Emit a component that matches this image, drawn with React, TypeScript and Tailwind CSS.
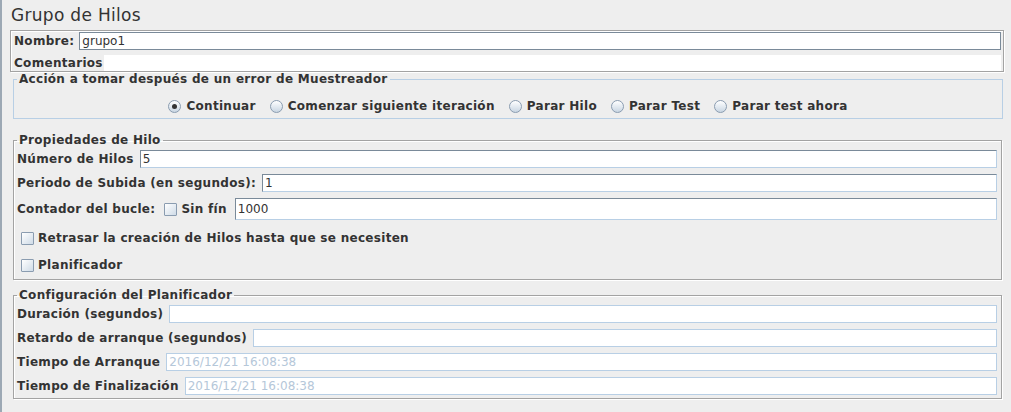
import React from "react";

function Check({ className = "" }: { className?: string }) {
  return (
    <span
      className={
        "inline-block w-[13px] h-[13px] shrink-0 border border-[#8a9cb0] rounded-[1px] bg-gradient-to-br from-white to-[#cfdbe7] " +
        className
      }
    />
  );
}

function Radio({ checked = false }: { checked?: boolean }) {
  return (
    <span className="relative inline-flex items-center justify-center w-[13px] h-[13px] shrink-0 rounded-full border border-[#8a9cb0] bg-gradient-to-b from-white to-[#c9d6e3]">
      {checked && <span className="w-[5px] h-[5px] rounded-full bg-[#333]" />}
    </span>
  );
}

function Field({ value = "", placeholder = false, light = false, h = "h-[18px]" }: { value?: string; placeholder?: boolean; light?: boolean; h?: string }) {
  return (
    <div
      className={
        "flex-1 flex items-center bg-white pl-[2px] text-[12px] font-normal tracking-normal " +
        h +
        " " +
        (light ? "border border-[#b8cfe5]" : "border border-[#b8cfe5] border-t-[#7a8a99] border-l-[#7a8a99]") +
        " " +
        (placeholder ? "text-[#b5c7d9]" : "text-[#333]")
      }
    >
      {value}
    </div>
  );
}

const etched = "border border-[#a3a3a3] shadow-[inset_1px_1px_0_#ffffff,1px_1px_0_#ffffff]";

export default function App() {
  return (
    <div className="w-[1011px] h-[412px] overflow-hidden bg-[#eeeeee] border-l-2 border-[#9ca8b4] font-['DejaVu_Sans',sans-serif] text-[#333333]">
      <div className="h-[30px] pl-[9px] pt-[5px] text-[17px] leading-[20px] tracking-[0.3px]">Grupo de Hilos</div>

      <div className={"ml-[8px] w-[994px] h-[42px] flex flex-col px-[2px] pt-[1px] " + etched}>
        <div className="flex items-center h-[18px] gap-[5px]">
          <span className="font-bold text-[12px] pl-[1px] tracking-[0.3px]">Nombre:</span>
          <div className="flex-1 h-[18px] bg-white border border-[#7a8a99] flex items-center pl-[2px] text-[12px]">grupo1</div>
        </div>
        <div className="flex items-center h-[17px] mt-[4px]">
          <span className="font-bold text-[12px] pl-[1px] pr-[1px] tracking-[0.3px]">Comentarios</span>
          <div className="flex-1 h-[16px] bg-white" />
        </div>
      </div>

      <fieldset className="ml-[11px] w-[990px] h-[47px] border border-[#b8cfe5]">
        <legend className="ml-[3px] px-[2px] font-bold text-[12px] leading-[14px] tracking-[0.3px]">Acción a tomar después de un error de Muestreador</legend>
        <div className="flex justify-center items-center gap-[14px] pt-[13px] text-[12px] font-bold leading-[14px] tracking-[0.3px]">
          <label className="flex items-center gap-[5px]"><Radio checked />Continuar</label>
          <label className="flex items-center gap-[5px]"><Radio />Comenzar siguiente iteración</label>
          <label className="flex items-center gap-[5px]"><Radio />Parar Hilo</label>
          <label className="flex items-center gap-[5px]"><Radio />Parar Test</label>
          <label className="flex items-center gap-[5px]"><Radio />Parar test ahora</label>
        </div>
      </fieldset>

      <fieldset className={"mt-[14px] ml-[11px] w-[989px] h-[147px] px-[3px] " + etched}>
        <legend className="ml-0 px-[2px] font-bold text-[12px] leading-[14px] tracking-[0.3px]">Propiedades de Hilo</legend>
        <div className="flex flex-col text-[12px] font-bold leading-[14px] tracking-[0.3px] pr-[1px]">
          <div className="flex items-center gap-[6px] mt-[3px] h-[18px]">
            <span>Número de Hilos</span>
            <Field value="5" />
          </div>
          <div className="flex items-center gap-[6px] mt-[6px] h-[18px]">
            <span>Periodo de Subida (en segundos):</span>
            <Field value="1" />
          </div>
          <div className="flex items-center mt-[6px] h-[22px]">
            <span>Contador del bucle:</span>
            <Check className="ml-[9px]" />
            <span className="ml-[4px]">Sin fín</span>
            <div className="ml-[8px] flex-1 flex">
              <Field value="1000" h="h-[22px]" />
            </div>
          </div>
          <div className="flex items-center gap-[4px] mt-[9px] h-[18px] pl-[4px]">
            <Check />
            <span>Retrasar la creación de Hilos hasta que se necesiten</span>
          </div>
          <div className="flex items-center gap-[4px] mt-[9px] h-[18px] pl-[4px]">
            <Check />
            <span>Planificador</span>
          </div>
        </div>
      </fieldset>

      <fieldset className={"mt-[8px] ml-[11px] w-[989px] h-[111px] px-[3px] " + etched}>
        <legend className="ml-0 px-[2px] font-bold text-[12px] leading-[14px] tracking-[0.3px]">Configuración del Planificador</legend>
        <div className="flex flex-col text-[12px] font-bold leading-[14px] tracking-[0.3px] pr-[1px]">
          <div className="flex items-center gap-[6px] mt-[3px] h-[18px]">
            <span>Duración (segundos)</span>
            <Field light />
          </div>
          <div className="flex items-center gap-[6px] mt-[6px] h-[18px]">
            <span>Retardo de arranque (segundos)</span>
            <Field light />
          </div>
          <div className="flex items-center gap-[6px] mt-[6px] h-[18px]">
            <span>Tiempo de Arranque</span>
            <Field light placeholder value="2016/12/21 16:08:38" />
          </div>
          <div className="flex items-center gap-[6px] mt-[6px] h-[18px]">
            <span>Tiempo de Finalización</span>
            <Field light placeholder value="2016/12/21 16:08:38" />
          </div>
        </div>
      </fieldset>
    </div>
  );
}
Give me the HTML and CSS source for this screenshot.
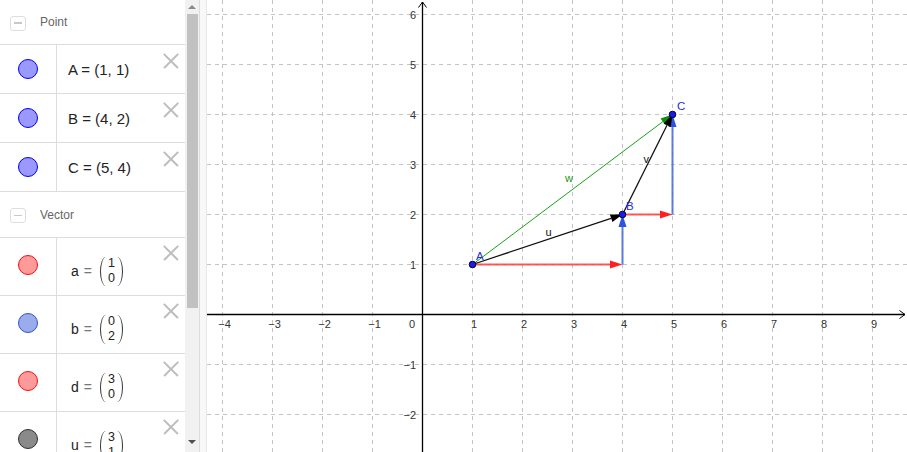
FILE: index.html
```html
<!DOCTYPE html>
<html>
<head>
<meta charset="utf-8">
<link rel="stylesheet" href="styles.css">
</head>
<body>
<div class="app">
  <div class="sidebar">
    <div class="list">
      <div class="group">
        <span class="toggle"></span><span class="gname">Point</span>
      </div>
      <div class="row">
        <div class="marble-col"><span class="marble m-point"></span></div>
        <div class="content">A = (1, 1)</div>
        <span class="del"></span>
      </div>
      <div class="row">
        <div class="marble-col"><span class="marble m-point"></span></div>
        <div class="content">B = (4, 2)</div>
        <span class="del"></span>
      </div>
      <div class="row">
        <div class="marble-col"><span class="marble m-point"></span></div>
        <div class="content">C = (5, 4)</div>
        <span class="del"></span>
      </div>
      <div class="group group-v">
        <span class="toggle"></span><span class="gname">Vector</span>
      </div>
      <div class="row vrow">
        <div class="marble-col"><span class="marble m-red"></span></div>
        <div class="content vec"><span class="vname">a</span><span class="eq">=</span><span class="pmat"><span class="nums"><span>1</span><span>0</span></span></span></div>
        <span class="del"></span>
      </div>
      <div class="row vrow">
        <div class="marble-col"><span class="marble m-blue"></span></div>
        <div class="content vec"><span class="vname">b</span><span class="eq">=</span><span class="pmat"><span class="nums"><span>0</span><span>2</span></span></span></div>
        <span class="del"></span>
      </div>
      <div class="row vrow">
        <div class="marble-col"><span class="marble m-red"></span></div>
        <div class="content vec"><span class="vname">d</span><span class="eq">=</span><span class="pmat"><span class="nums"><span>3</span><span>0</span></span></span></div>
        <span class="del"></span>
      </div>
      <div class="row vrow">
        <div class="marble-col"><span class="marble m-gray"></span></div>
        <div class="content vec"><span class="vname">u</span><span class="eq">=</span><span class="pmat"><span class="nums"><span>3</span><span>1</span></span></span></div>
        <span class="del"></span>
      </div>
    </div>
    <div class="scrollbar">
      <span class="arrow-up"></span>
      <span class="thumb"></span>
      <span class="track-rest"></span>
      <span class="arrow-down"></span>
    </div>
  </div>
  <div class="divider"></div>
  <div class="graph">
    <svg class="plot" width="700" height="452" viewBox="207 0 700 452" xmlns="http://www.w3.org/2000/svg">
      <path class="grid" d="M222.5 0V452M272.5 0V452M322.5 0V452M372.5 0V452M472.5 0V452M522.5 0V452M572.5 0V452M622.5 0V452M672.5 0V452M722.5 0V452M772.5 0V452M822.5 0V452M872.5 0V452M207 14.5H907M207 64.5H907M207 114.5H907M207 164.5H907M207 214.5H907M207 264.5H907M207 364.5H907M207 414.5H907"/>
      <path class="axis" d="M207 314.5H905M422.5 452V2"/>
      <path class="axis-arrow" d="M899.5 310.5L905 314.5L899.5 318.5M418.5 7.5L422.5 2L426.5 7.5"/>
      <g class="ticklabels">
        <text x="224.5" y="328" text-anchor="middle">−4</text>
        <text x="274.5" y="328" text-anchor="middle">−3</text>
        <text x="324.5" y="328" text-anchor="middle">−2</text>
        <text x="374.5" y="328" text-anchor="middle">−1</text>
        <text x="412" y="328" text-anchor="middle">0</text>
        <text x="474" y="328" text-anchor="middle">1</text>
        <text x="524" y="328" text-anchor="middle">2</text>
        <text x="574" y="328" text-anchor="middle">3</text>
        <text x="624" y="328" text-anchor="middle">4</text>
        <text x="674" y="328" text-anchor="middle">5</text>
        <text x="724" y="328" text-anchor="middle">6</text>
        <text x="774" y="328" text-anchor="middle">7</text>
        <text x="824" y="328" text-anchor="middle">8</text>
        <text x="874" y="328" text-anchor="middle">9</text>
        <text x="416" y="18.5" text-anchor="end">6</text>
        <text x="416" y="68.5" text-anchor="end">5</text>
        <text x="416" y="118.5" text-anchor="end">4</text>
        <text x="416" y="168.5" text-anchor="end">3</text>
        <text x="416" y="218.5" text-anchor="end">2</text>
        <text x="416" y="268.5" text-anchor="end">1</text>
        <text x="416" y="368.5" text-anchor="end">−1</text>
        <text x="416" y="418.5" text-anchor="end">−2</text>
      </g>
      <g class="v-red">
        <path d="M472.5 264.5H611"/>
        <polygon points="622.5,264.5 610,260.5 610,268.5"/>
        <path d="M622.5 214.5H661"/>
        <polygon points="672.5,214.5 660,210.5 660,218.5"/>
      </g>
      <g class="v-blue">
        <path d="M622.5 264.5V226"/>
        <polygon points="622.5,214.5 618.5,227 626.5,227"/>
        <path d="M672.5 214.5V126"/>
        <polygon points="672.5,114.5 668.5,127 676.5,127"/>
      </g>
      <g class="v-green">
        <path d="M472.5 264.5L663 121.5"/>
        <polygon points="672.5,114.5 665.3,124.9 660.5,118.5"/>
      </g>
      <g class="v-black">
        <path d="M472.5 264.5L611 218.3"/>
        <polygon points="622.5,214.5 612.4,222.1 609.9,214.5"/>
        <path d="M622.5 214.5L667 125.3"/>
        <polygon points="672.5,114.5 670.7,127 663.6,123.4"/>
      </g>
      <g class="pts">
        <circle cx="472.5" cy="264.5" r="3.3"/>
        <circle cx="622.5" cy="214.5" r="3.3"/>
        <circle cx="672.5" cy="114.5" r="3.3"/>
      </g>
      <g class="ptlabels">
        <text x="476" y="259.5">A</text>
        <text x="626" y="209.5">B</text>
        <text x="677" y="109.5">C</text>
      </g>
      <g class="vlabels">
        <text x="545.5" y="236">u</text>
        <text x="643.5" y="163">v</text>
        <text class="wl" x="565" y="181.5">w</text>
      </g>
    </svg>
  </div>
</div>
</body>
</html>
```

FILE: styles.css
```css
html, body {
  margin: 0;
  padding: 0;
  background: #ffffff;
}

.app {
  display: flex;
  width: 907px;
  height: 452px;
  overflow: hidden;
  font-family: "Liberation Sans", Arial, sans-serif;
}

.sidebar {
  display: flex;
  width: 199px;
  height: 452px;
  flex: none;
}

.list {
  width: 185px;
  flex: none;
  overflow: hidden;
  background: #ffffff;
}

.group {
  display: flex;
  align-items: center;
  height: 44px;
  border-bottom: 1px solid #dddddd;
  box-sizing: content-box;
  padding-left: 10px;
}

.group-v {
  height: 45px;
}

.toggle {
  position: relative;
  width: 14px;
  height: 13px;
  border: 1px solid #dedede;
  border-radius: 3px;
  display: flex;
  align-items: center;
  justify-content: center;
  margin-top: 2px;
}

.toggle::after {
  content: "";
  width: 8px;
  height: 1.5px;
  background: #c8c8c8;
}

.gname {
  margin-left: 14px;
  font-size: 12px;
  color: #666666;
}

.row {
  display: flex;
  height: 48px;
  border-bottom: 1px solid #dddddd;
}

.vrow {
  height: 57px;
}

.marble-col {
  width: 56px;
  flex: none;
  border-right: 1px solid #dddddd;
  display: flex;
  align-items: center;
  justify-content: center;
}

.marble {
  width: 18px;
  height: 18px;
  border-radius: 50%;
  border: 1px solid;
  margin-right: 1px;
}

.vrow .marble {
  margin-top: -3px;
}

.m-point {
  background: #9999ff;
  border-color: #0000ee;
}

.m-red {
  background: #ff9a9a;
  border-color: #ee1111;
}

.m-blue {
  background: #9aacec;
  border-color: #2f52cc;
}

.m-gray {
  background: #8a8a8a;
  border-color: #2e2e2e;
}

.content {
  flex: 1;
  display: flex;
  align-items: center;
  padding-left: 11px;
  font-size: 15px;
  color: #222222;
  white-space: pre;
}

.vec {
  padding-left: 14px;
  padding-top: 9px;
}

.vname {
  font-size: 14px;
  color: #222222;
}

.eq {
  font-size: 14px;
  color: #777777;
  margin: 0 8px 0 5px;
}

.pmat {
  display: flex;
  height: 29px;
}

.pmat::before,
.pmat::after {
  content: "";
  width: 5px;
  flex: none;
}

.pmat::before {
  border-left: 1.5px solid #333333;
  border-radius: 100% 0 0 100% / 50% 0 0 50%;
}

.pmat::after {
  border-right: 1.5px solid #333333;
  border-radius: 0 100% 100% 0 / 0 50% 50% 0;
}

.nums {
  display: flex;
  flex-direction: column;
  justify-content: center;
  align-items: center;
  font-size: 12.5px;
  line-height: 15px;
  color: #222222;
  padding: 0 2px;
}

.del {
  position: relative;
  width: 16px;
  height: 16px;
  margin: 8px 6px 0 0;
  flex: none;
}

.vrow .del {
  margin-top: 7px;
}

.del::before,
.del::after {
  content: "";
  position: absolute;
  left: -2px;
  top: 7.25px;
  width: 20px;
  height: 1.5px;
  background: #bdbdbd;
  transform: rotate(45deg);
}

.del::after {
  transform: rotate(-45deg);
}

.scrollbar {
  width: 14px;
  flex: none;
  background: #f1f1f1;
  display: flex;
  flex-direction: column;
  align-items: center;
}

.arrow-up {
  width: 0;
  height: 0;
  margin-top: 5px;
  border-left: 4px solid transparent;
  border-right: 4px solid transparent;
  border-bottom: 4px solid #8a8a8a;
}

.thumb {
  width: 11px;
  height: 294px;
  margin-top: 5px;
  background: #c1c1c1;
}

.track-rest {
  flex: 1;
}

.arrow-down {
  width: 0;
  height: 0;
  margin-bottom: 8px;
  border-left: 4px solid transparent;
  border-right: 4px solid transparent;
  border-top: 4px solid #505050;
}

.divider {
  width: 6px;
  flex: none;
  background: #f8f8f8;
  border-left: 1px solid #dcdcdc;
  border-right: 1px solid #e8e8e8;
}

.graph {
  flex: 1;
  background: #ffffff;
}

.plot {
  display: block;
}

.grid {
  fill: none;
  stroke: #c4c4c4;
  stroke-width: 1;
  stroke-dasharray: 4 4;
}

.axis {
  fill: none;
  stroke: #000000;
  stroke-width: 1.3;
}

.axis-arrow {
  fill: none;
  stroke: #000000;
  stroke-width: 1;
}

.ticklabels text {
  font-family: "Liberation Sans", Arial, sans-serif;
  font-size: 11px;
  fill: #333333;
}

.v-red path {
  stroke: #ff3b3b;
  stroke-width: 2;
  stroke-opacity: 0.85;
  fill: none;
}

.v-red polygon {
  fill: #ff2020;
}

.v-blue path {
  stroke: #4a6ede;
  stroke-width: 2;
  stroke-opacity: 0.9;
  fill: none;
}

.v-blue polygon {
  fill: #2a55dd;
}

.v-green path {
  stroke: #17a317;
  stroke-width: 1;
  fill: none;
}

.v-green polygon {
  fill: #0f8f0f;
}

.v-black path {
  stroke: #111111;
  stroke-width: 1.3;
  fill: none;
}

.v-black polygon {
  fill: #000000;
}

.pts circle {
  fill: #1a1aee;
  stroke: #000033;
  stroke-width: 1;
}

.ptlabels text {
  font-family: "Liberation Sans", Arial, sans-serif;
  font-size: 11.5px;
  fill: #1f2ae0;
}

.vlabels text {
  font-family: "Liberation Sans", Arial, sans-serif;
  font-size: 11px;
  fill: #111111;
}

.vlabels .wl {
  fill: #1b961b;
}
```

_Goal:_
Take the lines above from the top of the records through the one with "import React from" and repeat them exactly, without any pictures.

_Result:_
Emit a component that matches this image, drawn with React, TypeScript and Tailwind CSS.
import React from "react";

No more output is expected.